Look into a sumo regulator. There are tons of plants to choose from. It all depends on your lighting. I would look into t5 lighting. Look at a retrofit kit. Clean a planted tank just like a regular tank. You many have to stir the water around the plants to get the poo away from the base of plants.


----------



## Yanfloist (Oct 1, 2007)

Yeah, I am leaning towards a T-5 lighting system. Would I need a undergravel heater for the plants as well??


----------



## SeedlessOne (Nov 21, 2006)

^^^^no.....Post up the lights you are looking at. Lights alone will cost a good bit. I would do a retrofit kit with 5ft staggered geissman bulbs.


----------



## maknwar (Jul 16, 2007)

If I was doing it, this would be my list:

-T5 lighting or metal halides. ( Maybe 3 or 4 x 150?) Do you have a canopy for it or are you going to make one? If not I would go with a metal halide fixture, if you have or want a canopy go with the T5 retro kit.
-Sumo Regulator w/ideal metering valve, solenoid, jbj bubble counter
-20# co2 tank
-3" x 24" pvc homemade reactor with external pump. Or you could get a pump with needle wheel (separate from the filtration) and skip the reactor.
-Buy pvc to plumb everything throughout the tank
-plants, look at this tank http://www.pbase.com/plantella/piranha its like the amazon and he has plants listed at the top.
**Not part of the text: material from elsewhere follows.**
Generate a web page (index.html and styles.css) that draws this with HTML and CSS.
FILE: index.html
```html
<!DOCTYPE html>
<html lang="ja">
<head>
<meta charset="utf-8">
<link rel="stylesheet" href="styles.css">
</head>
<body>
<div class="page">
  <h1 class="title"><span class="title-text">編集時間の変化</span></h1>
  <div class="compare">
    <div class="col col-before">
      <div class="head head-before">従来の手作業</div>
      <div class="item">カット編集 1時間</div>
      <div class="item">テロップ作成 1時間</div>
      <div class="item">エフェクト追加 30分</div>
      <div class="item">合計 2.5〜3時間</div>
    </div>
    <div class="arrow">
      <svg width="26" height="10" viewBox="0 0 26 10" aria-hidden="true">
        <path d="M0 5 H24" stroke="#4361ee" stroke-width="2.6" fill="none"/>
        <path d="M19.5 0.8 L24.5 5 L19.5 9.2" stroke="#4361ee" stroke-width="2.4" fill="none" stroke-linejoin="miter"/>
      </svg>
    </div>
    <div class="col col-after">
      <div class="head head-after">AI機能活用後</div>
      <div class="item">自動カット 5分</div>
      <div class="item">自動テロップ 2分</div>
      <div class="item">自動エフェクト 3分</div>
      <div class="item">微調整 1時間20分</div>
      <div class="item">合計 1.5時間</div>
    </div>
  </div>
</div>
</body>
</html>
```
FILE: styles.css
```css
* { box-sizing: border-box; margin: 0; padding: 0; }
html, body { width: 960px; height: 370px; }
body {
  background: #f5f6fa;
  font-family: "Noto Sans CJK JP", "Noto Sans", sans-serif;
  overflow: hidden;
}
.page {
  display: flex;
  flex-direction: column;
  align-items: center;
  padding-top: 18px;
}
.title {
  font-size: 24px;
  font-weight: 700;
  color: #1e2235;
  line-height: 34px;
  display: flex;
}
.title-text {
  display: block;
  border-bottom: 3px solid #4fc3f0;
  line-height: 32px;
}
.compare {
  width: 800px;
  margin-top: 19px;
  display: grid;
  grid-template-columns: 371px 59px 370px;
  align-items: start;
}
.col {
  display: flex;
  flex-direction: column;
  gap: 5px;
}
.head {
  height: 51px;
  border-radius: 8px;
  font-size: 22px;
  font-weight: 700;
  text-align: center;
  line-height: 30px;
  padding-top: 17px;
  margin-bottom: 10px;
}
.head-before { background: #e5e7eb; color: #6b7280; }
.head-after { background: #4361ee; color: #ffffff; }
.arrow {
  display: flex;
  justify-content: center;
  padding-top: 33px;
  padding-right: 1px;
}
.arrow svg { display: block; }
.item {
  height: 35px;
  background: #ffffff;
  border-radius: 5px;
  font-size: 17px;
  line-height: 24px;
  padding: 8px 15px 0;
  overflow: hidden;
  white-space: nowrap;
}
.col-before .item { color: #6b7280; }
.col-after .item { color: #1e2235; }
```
But thats just me and I dont skimp on stuff, especially on something like a 225 gallon. You could go cheaper, cheaper regulator, PC lighting, smaller co2 tank, dont plumb everything. Thats your call on how much you can spend.

As for cleaning, you just change the water. Scrape the sides, just like a smaller tank. Dont disturb the substrate which should be about 2" deep.


----------



## ryanimpreza (Jul 19, 2006)

I dont see the reason for the sand on the top. After a short time the two will mix together. Maknwar has the right Idea. Sounds like its a sweet project and for sure post pics of your process.


----------



## DiPpY eGgS (Mar 6, 2005)

ryanimpreza said:


> I dont see the reason for the sand on the top. After a short time the two will mix together. *Maknwar has the right Idea*. Sounds like its a sweet project and for sure post pics of your process.


----------



## Yanfloist (Oct 1, 2007)

maknwar said:


> If I was doing it, this would be my list:
> 
> -T5 lighting or metal halides. ( Maybe 3 or 4 x 150?) Do you have a canopy for it or are you going to make one? If not I would go with a metal halide fixture, if you have or want a canopy go with the T5 retro kit.
> -Sumo Regulator w/ideal metering valve, solenoid, jbj bubble counter
> ...


i'm very new to live plants and don't know much about CO2 systems and lighting systems. I don't have a canopy and don't plan to make one. I was looking into T5 and the metal halide and was unsure of which to get. YEah, but I will look into the other things you have suggested - they sound like great ideas! Thanks.


----------



## Yanfloist (Oct 1, 2007)

What do you guys think about the Sunlight Supply Lumen Max 3 250W Double Ended HQI Reflector?? What does it mean by "Double Ended"?


----------



## Yanfloist (Oct 1, 2007)

What about a Reef Optix II Retrofit Reflector(13 in. x 9 in. x 4 1/2 in.) plus the Blue Wave I Metal Halide Ballast(400W)
and use one single 400watt bulb?? Will that be enough lighting??


----------



## Yanfloist (Oct 1, 2007)

how many Reef Optix II Retrofit Reflectors can plug into one single Blue Wave I Metal Halide Ballast??


----------